Однако есть в спектакле и масса несостыковок с ментальностью наших зрителей. Как в тех американских фильмах, которые изображают жизнь «русских». Немецкая режиссура исторически сложилась как экспрессионистическая, во многом физиологичная. С этим и в «Депеш Моде» перебор. Отдельный вопрос к Ф. Киферу: какой условностью можно объяснить то, что на костюмах персонажей написаны их имена? Режиссер в одном из интервью говорил о смешении в спектакле психологической и эпической манер игры. Но такой буквализм художника — ни к первому стилю, ни ко второму. В трехсполовинномчасовом спектакле есть очевидные проблемы с темпоритмом. Ответственность за это лежит на режиссере, который сам сделал инсценировку романа. К нему же вопрос о сюжетной линии друга главных героев Какао (актер Валентин Михайленко) и оказывающего ему недвусмысленное покровительство редактора шумной желтой газеты Гоши (Александр Ковшун). Линию хотя и скользкой, табуированной, но все-таки любви, опеки над пацаном-безотцовщиной в период тотального сиротства общества в спектакле превратили в линию фарсовую, грубую, хотя художественную смелость Александра Ковшуна зрители и вознаградили аплодисментами.
Тема спектакля «Депеш Мод» — трудное, больное вхождение молодых в жизнь, построенную их предшественниками — вписывает новый спектакль театра в своеобразную трилогию с постановками А. Ковшуна «Капитан Фракасс» и «Вся жизнь впереди». Но если «Фракасс» романтичен по определению, то два других спектакля «эпохи Гапановича и Ковшуна» — трагические, правдоборчески-раскольнические, с контроверсийным диалогом между о Боге и безбожии, о жизни и смерти, о свободе и заданности выбора своего пути. Финальной точкой «Депеш Мод» звучит антимолитва Сергея–К. Скибы: «Я не верю в память, в Бога, в цивилизацию, в революцию, в будущее, в друзей, в любовь. Зато я верю, я точно знаю, что тут, в черных небесах над нами, присутствует очередной сатана… Я видел, как он сгребал моих друзей и выбрасывал из этой жизни, словно гнилые овощи из холодильника… Или, оставляя, заливал их души туманом и диким медом, от чего жизнь их становилась такой же, как их отчаяние, то есть бесконечной». Актер с пронзительной болью и вместе с тем со стальной честностью исповедуется тут от лица поколения. От его расширенных светлых глаз, в которых бьется напряженная мысль, просто не отвести взгляда — не актер, а энергетический сгусток!
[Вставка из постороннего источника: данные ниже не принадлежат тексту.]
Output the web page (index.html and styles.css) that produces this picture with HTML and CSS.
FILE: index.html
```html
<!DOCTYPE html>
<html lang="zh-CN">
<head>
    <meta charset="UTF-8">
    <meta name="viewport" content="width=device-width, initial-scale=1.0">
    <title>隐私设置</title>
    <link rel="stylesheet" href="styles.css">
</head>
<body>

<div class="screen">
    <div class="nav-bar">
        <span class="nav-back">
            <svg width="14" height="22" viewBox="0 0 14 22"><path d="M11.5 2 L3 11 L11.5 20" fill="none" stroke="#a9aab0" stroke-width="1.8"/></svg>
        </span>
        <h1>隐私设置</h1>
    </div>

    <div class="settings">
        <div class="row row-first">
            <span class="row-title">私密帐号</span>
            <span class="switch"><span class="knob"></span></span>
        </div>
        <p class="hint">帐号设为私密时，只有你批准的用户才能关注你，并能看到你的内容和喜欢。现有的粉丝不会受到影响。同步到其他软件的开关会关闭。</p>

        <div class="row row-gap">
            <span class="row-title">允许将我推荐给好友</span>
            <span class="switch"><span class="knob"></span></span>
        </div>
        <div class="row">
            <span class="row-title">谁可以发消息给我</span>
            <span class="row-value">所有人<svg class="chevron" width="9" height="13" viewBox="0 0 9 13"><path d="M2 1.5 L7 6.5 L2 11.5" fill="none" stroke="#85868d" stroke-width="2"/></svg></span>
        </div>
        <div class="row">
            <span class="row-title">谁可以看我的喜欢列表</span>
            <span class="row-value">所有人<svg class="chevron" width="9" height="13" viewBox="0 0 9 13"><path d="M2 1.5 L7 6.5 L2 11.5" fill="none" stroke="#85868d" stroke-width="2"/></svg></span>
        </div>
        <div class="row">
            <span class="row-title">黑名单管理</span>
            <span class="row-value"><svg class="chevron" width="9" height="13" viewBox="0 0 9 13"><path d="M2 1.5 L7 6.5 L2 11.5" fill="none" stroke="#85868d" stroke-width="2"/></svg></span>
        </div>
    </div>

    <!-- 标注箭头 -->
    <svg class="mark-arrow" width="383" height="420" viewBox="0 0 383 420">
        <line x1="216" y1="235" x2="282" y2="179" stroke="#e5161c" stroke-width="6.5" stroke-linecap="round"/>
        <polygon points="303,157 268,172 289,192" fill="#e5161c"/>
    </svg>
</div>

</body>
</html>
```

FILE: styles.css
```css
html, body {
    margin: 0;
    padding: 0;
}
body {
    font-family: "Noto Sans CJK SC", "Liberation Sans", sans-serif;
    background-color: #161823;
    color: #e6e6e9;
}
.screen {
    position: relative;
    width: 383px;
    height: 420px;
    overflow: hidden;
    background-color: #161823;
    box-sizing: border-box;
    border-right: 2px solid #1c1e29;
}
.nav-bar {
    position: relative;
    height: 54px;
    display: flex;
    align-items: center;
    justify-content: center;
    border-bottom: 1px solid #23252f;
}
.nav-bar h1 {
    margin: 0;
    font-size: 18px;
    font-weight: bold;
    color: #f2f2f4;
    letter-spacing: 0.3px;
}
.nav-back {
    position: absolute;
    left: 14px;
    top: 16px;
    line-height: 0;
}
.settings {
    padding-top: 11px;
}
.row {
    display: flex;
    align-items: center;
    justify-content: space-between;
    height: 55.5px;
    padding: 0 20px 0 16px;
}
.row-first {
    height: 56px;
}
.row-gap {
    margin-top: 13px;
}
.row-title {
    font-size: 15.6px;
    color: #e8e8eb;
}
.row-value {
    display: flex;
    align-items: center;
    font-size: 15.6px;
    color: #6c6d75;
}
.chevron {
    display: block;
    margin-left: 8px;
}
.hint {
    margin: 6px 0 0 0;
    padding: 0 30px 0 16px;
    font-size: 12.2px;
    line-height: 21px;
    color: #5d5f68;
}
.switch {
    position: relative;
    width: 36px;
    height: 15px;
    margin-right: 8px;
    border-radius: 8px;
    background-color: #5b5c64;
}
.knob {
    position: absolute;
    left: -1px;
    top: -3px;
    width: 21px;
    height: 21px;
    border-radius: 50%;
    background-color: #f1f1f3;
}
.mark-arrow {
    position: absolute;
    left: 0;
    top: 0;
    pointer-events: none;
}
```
Одной из задач театра считается воплощение школьной программы, и роман помог театру выполнить свое предназначение — говорить со зрителем принципиально, без табу, без тени иллюзий и инфантилизма, говорить с молодежью об актуальном и вечном, вместе выбирая из публики героев нашего времени, и при этом говорить на литературном украинском языке.